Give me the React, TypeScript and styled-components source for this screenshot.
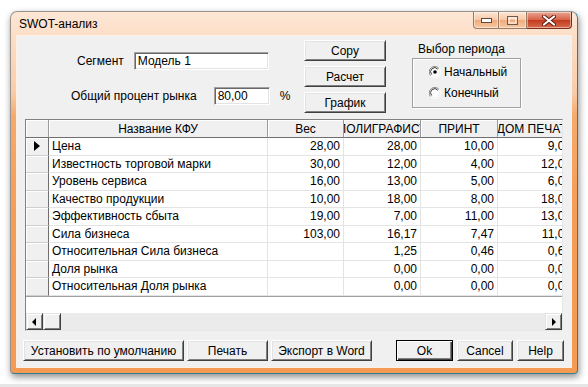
import styled, { createGlobalStyle } from "styled-components";

const GlobalStyle = createGlobalStyle`
  *, *::before, *::after { box-sizing: border-box; }
  html, body { margin: 0; padding: 0; background: #fff; }
  body {
    font-family: "Liberation Sans", Arial, sans-serif;
    font-size: 12px;
    color: #000;
  }
`;

const Page = styled.div`
  width: 588px;
  height: 387px;
  overflow: hidden;
  padding: 11px 0 0 10px;
  box-shadow: inset 0 -3px 0 #e6e6e6;
`;

const Window = styled.div`
  width: 568px;
  height: 363px;
  display: flex;
  flex-direction: column;
  border: 1px solid;
  border-color: #9a918b #2f7f8e #2f7f8e #9a918b;
  border-radius: 7px 7px 4px 4px;
  background: linear-gradient(
    to bottom,
    #fde7d6 0px,
    #fcdcc3 30px,
    #f9cca9 80px,
    #f5aa6c 104px,
    #f49d57 200px,
    #f49a52 100%
  );
  box-shadow: 1px 3px 7px rgba(0, 0, 0, 0.45);
`;

const TitleBar = styled.div`
  height: 24px;
  display: flex;
  align-items: flex-start;
  flex: none;
`;

const Title = styled.div`
  margin: 5px 0 0 8px;
  line-height: 14px;
`;

const Controls = styled.div`
  margin-left: auto;
  margin-right: 5px;
  display: flex;
  height: 17px;
`;

const CtrlButton = styled.div<{ $w: number; $close?: boolean; $first?: boolean }>`
  width: ${(p) => p.$w}px;
  height: 17px;
  display: flex;
  align-items: center;
  justify-content: center;
  border: 1px solid ${(p) => (p.$close ? "#7a2c1c" : "#9b7a64")};
  border-top: none;
  border-left: ${(p) => (p.$first ? undefined : "none")};
  border-radius: ${(p) => (p.$first ? "0 0 0 4px" : p.$close ? "0 0 4px 0" : "0")};
  background: ${(p) =>
    p.$close
      ? "linear-gradient(to bottom, #eaa594 0%, #d9644a 48%, #c33b1f 52%, #d66a4c 100%)"
      : "linear-gradient(to bottom, #fde6d5 0%, #f7c8a6 48%, #f0ab7c 52%, #f7c9a3 100%)"};
  box-shadow: inset 0 0 0 1px rgba(255, 255, 255, 0.45);
`;

const Client = styled.div`
  margin: 0 6px 6px;
  flex: 1;
  background: #f0f0f0;
  display: flex;
  flex-direction: column;
  box-shadow: 0 0 0 1px #fcefe4;
`;

const TopSection = styled.div`
  height: 83px;
  display: flex;
  flex: none;
`;

const FieldsCol = styled.div`
  width: 287px;
  display: flex;
  flex-direction: column;
  padding-top: 16px;
  gap: 17px;
`;

const FieldRow = styled.div<{ $indent: number; $gap: number }>`
  display: flex;
  align-items: center;
  height: 18px;
  padding-left: ${(p) => p.$indent}px;
  gap: ${(p) => p.$gap}px;
`;

const Label = styled.span`
  white-space: nowrap;
  line-height: 14px;
`;

const TextBox = styled.div<{ $w: number }>`
  width: ${(p) => p.$w}px;
  height: 18px;
  background: #fff;
  border: 1px solid;
  border-color: #a0a0a0 #fff #fff #a0a0a0;
  box-shadow: inset 1px 1px 0 #696969, inset -1px -1px 0 #e3e3e3;
  padding: 0 3px;
  display: flex;
  align-items: center;
  white-space: nowrap;
`;

const Percent = styled.span`
  margin-left: -7px;
`;

const ButtonsCol = styled.div`
  width: 82px;
  display: flex;
  flex-direction: column;
  padding-top: 4px;
  gap: 5px;
`;

const Button = styled.div<{ $w?: number; $default?: boolean }>`
  width: ${(p) => (p.$w ? `${p.$w}px` : "100%")};
  height: 21px;
  flex: none;
  display: flex;
  align-items: center;
  justify-content: center;
  white-space: nowrap;
  background: #f0f0f0;
  border: 1px solid;
  border-color: ${(p) => (p.$default ? "#000" : "#fff #404040 #404040 #fff")};
  box-shadow: ${(p) =>
    p.$default
      ? "inset 1px 1px 0 #fff, inset -1px -1px 0 #404040, inset -2px -2px 0 #808080"
      : "inset 1px 1px 0 #e3e3e3, inset -1px -1px 0 #808080"};
`;

const PeriodCol = styled.div`
  width: 109px;
  margin-left: 26px;
  display: flex;
  flex-direction: column;
`;

const PeriodLabel = styled.div`
  padding: 6px 0 0 6px;
  line-height: 14px;
`;

const GroupBox = styled.div`
  margin-top: 2px;
  height: 50px;
  border: 1px solid #a0a0a0;
  box-shadow: inset 1px 1px 0 #fff, 1px 1px 0 #fff;
  display: flex;
  flex-direction: column;
  padding: 6px 0 0 16px;
  gap: 7px;
`;

const RadioRow = styled.div`
  display: flex;
  align-items: center;
  gap: 3px;
  height: 14px;
  line-height: 14px;
`;

const GridBox = styled.div`
  margin: 0 8px;
  height: 212px;
  flex: none;
  border: 1px solid;
  border-color: #828282 #e6e6e6 #e6e6e6 #828282;
  background: #fff;
  display: flex;
  flex-direction: column;
  overflow: hidden;
`;

const COLS = "23px 219px 76px 77px 77px 77px";

const GridRow = styled.div<{ $h: number }>`
  display: grid;
  grid-template-columns: ${COLS};
  height: ${(p) => p.$h}px;
  flex: none;
`;

const RowsBody = styled.div`
  border-bottom: 1px solid #a0a0a0;
  flex: none;
`;

const HeadCell = styled.div`
  background: #f0f0f0;
  border-right: 1px solid #9a9a9a;
  border-bottom: 1px solid #6f6f6f;
  box-shadow: inset 1px 1px 0 #fff;
  display: flex;
  align-items: center;
  justify-content: center;
  overflow: hidden;
  white-space: nowrap;
`;

const IndCell = styled.div`
  background: #f0f0f0;
  border-right: 1px solid #6f6f6f;
  border-bottom: 1px solid #cfcfcf;
  box-shadow: inset 1px 1px 0 #fff;
  display: flex;
  align-items: center;
  justify-content: center;
`;

const DataCell = styled.div<{ $num?: boolean }>`
  border-right: 1px solid #e4e4e4;
  border-bottom: 1px solid #e4e4e4;
  display: flex;
  align-items: center;
  justify-content: ${(p) => (p.$num ? "flex-end" : "flex-start")};
  padding: 0 3px;
  overflow: hidden;
  white-space: nowrap;
`;

const Filler = styled.div`
  flex: 1;
`;

const ScrollBar = styled.div`
  height: 17px;
  flex: none;
  display: flex;
  background: #ebebeb;
`;

const ScrollBtn = styled.div<{ $w: number; $right?: boolean }>`
  width: ${(p) => p.$w}px;
  height: 17px;
  margin-left: ${(p) => (p.$right ? "auto" : "0")};
  background: #f0f0f0;
  border: 1px solid;
  border-color: #e3e3e3 #404040 #404040 #e3e3e3;
  box-shadow: inset 1px 1px 0 #fff, inset -1px -1px 0 #808080;
  display: flex;
  align-items: center;
  justify-content: center;
`;

const BottomBar = styled.div`
  margin-top: 9px;
  height: 22px;
  display: flex;
  gap: 3px;
  padding: 0 7px 0 6px;
`;

const RightGroup = styled.div`
  margin-left: auto;
  display: flex;
  gap: 4px;
`;

const Radio = ({ checked }: { checked?: boolean }) => (
  <svg width="12" height="12" viewBox="0 0 12 12">
    <path d="M10 2.5 A5 5 0 0 0 1.5 9.5" fill="none" stroke="#808080" strokeWidth="1" />
    <path d="M1.8 9.8 A5 5 0 0 0 10.2 2.2" fill="none" stroke="#fff" strokeWidth="1" />
    <circle cx="6" cy="6" r="4.2" fill="#fff" />
    <path d="M8.8 3.2 A4 4 0 0 0 2.6 8.4" fill="none" stroke="#404040" strokeWidth="1" />
    {checked && <circle cx="6" cy="6" r="1.8" fill="#000" />}
  </svg>
);

const Arrow = ({ dir }: { dir: "left" | "right" }) => (
  <svg width="5" height="8" viewBox="0 0 5 8">
    <polygon points={dir === "left" ? "4,0 4,8 0,4" : "1,0 1,8 5,4"} fill="#000" />
  </svg>
);

const rows: [string, string, string, string, string][] = [
  ["Цена", "28,00", "28,00", "10,00", "9,00"],
  ["Известность торговой марки", "30,00", "12,00", "4,00", "12,00"],
  ["Уровень сервиса", "16,00", "13,00", "5,00", "6,00"],
  ["Качество продукции", "10,00", "18,00", "8,00", "18,00"],
  ["Эффективность сбыта", "19,00", "7,00", "11,00", "13,00"],
  ["Сила бизнеса", "103,00", "16,17", "7,47", "11,00"],
  ["Относительная Сила бизнеса", "", "1,25", "0,46", "0,60"],
  ["Доля рынка", "", "0,00", "0,00", "0,00"],
  ["Относительная Доля рынка", "", "0,00", "0,00", "0,00"],
];

export default function App() {
  return (
    <Page>
      <GlobalStyle />
      <Window>
        <TitleBar>
          <Title>SWOT-анализ</Title>
          <Controls>
            <CtrlButton $w={26} $first>
              <svg width="11" height="5" viewBox="0 0 11 5">
                <rect x="0.5" y="0.5" width="10" height="4" fill="#fff" stroke="#5a4a40" />
              </svg>
            </CtrlButton>
            <CtrlButton $w={28}>
              <svg width="11" height="9" viewBox="0 0 11 9">
                <rect x="0.5" y="0.5" width="10" height="8" fill="none" stroke="#6a5a50" />
                <rect x="2" y="2" width="7" height="5" fill="none" stroke="#fff" />
              </svg>
            </CtrlButton>
            <CtrlButton $w={45} $close>
              <svg width="14" height="11" viewBox="0 0 14 11">
                <path d="M2 1.5 L12 9.5 M12 1.5 L2 9.5" stroke="#5a1a10" strokeWidth="4" strokeLinecap="round" />
                <path d="M2 1.5 L12 9.5 M12 1.5 L2 9.5" stroke="#fff" strokeWidth="2.2" strokeLinecap="round" />
              </svg>
            </CtrlButton>
          </Controls>
        </TitleBar>
        <Client>
          <TopSection>
            <FieldsCol>
              <FieldRow $indent={60} $gap={10}>
                <Label>Сегмент</Label>
                <TextBox $w={135}>Модель 1</TextBox>
              </FieldRow>
              <FieldRow $indent={54} $gap={17}>
                <Label>Общий процент рынка</Label>
                <TextBox $w={56}>80,00</TextBox>
                <Percent>%</Percent>
              </FieldRow>
            </FieldsCol>
            <ButtonsCol>
              <Button>Copy</Button>
              <Button>Расчет</Button>
              <Button>График</Button>
            </ButtonsCol>
            <PeriodCol>
              <PeriodLabel>Выбор периода</PeriodLabel>
              <GroupBox>
                <RadioRow>
                  <Radio checked />
                  Начальный
                </RadioRow>
                <RadioRow>
                  <Radio />
                  Конечный
                </RadioRow>
              </GroupBox>
            </PeriodCol>
          </TopSection>

          <GridBox>
            <GridRow $h={18}>
              <HeadCell />
              <HeadCell>Название КФУ</HeadCell>
              <HeadCell>Вес</HeadCell>
              <HeadCell>ПОЛИГРАФИСТ</HeadCell>
              <HeadCell>ПРИНТ</HeadCell>
              <HeadCell>ДОМ ПЕЧАТИ</HeadCell>
            </GridRow>
            <RowsBody>
              {rows.map((r, i) => (
                <GridRow $h={17.5} key={r[0]}>
                  <IndCell>
                    {i === 0 && (
                      <svg width="6" height="10" viewBox="0 0 6 10">
                        <polygon points="0,0 6,5 0,10" fill="#000" />
                      </svg>
                    )}
                  </IndCell>
                  <DataCell>{r[0]}</DataCell>
                  <DataCell $num>{r[1]}</DataCell>
                  <DataCell $num>{r[2]}</DataCell>
                  <DataCell $num>{r[3]}</DataCell>
                  <DataCell $num>{r[4]}</DataCell>
                </GridRow>
              ))}
            </RowsBody>
            <Filler />
            <ScrollBar>
              <ScrollBtn $w={17}>
                <Arrow dir="left" />
              </ScrollBtn>
              <ScrollBtn $w={18} />
              <ScrollBtn $w={17} $right>
                <Arrow dir="right" />
              </ScrollBtn>
            </ScrollBar>
          </GridBox>

          <BottomBar>
            <Button $w={161}>Установить по умолчанию</Button>
            <Button $w={81}>Печать</Button>
            <Button $w={101}>Экспорт в Word</Button>
            <RightGroup>
              <Button $w={57} $default>
                Ok
              </Button>
              <Button $w={56}>Cancel</Button>
              <Button $w={47}>Help</Button>
            </RightGroup>
          </BottomBar>
        </Client>
      </Window>
    </Page>
  );
}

—————

### WHAT IS NEEDED
Extract all lines that hold the word "components".

### CORRECT RESULT
Give me the React, TypeScript and styled-components source for this screenshot.
import styled, { createGlobalStyle } from "styled-components";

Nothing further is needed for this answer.